The morning after what?
A recent survey conducted by city health officials found that only 41 percent of Queens kids had heard of emergency contraception (EC) - or the “morning after” pill - the lowest percent of all five boroughs.
On average 47 percent of teens citywide had knowledge of EC, with Manhattan boasting the highest figure - 55 percent.
In response to the survey, which included a number of questions about sexual activity, health officials called for students to get better education about sexual protection, for parents to talk to their kids, and for more teens to be encouraged to wait.
In a report released on Wednesday, August 29, Thomas R. Frieden, the Commissioner of the city’s Department of Health and Mental Hygiene (DOHMH), made recommendations to parents, schools and healthcare providers.
Parents should talk to their children about sex and advise them to postpone the act, but still teach about the importance of birth control should a teen decide to become sexually active, the report recommended.
“Postponing sex has many benefits for teens,” said Frieden said. “Teenagers who choose to have sex should know that condoms and long-acting contraceptives are both important.”
Schools and youth programs should provide age-appropriate sex education, push kids to talk to their parents and create extracurricular activities.
In addition, doctors and healthcare providers should encourage abstinence, educate about birth control, advocate the use of condoms to prevent sexually transmitted infections (STI), and advise teens to limit their number of sexual partners, the report recommends.
The report, based on self-administered, anonymous questionnaires handed out in 2005, found that nearly half of city high school students have had sex - 41 percent of 9th-graders and 58 percent of 12th-graders.

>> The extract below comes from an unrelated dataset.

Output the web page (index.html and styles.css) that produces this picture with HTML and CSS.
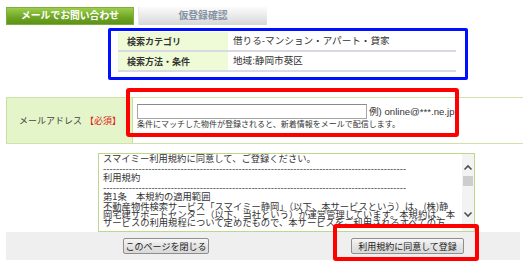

This number is about the same as the nationwide figure and has stayed about the same since 1997, the report notes. However, only one-third of city teens - 30 percent - are sexually active, a figure lower than the national average of 34 percent.
More city kids - 69 percent - use condoms than the nationwide number - 63 percent. The report also looked at the relationship between the use of birth control and ethnicity. Overall one in five teenage girls said that they did not use birth control the last time they had sex, compared with 14 percent nationwide.